JAKARTA,FOKUSJabar.id: Direktorat Tindak Pidana Umum Bareskrim Polri melakukan penahanan terhadap tersangka penistaan agama, Panji Gumilang pada Rabu (2/8/2023).
Pengacara Panji Gumilang, Hendra Effendy, buka suara menanggapi kliennya yang telah ditetapkan tersangka dan ditahan.
Hendra berharap situasi tetap kondusif setelah penahanan kliennya. Meski begitu, kata dia, tidak paham apa yang akan terjadi dari persoalan ini.
“Karena bagaimanapun Pak Syekh Panji ini seorang tokoh yang punya pendukung jutaan. Ya, tentunya dengan terjadinya hal ini, kita gak paham, ya, apa yang nanti terjadi,” kata Hendra Effendy di Gedung Bareskrim Polri, Rabu (2/8/2023).
Hendra menjelaskan, sejak awal pihaknya menduga Panji Gumilang menjadi korban kriminalisasi dan politisasi.
BACA JUGA: Pemerintah Disebut Layani Sentimen Politik di Kasus Panji Gumilang
Ia menyebut, pihaknya menghormati langkah Bareskrim yang menindaklanjuti perkara ini dengan serius. Menurut Hendra, pola kriminalisasi ini sudah terbaca.
“Kami baca, tadi kami sampaikan bahwa dalam semalam, mulai dari saksi kemudian jadi tersangka, kemudian ditahan, ditangkap, dan sampai hari ini masih diproses,” ujar Hendra, melansir IDN.
Sebelumnya, Direktorat Tindak Pidana Umum Bareskrim Polri resmi menahan Pimpinan Ponpes Al Zaytun, Panji Gumilang sebagai tersangka penistaan agama, Rabu.
Karopenmas Divisi Humas Polri, Brigjen Pol Ahmad Ramadhan, menjelaskan, Panji ditahan setelah menjalani pemeriksaan sebagai tersangka penistaan agama.
“Setelah dilakukan pemeriksaan, penyidik melakukan upaya hukum berupa penahanan sejak jam 02.00 WIB tanggal 2 Agustus 2023 dan dilakukan penahanan di Rutan Bareskrim selama 20 hari sampai tanggal 21 Agustus 2023,” ujar Ramadhan dalam jumpa persnya.

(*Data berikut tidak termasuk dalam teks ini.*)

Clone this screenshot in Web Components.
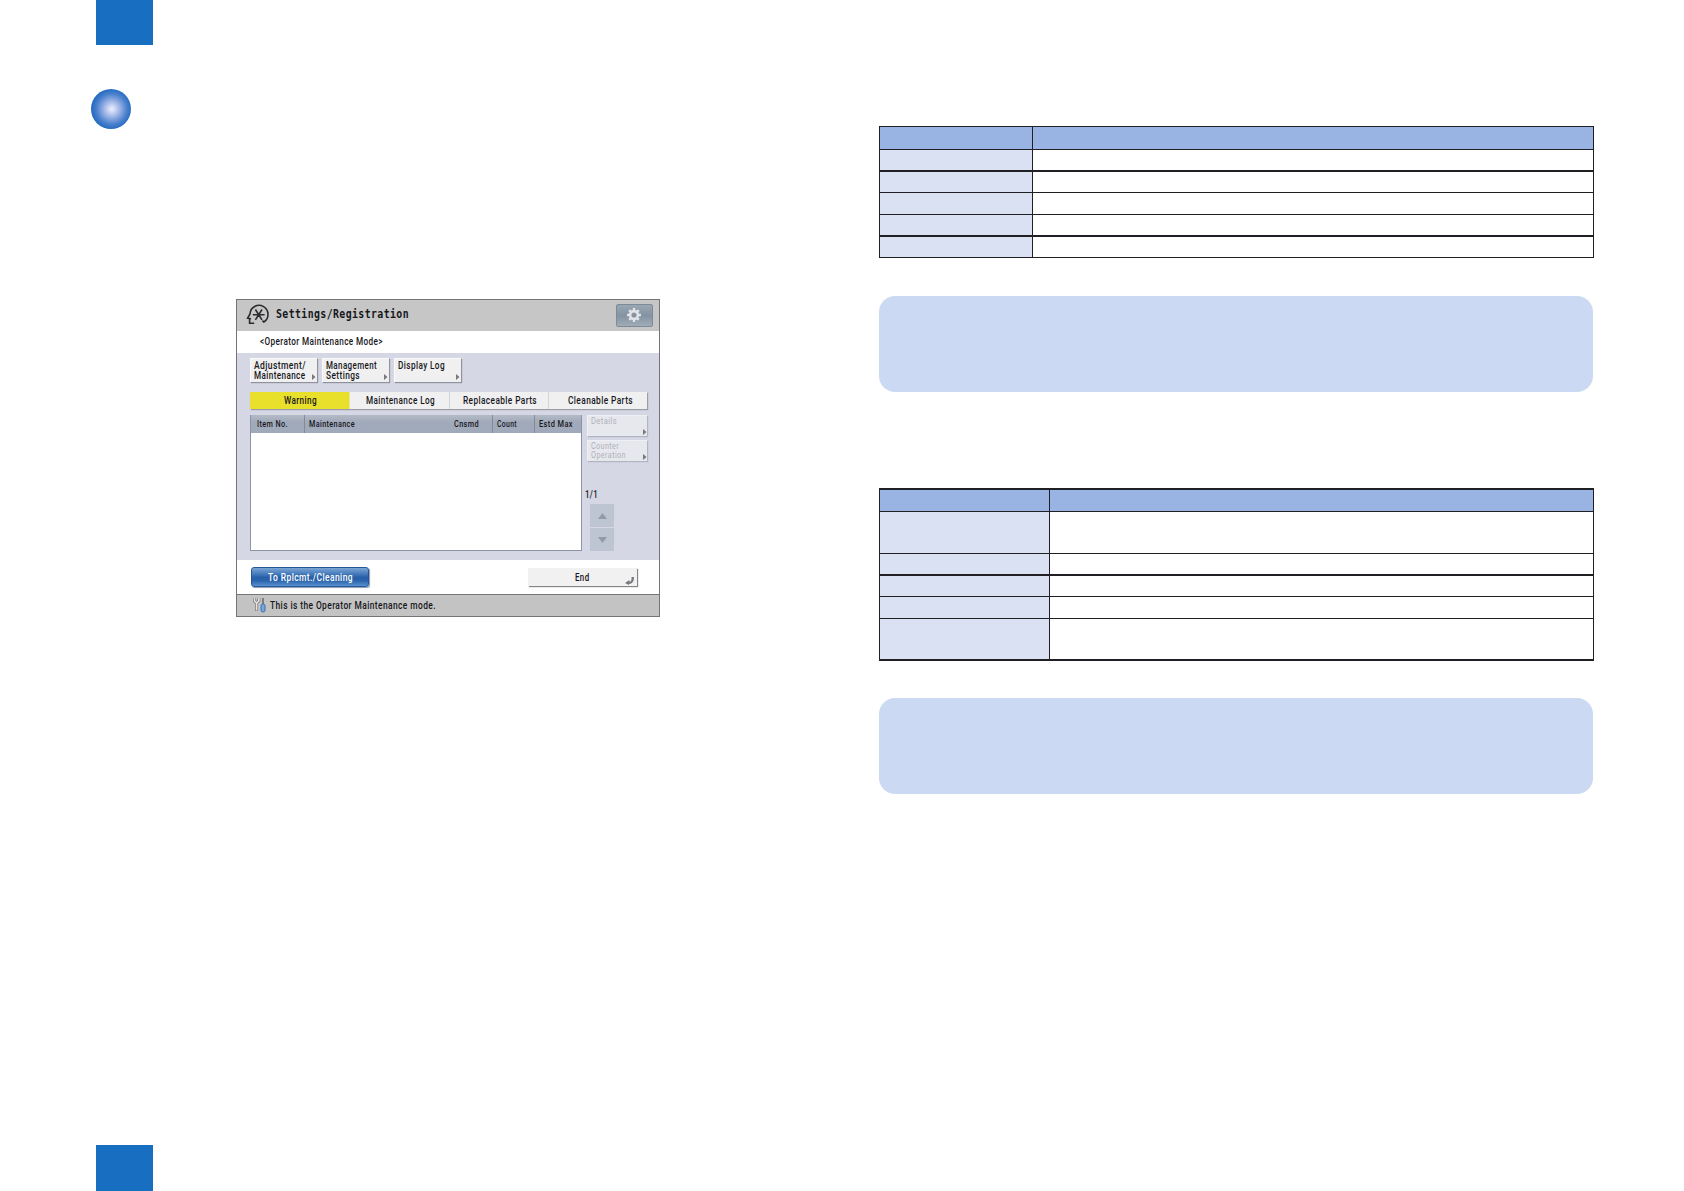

Dalam perkara ini, penyidik telah memeriksa 40 saksi dan 17 saksi ahli. Berbagai alat bukti pendukung mulai dari hasil uji labfor hingga fatwa MUI juga telah dikantongi.
Panji diduga melanggar ketentuan Pasal 156a tentang Penistaan Agama dan Pasal 45a Ayat 2 Juncto Pasal 28 Ayat 2 Undang-Undang Nomor 19 Tahun 2016 tentang ITE dan atau Pasal 14 UU Nomor 1 Tahun 1946 tentang Peraturan Hukum Pidana serta Pasal 45a Ayat 2.
“Ancaman 10 tahun penjara,” kata Djuhandani.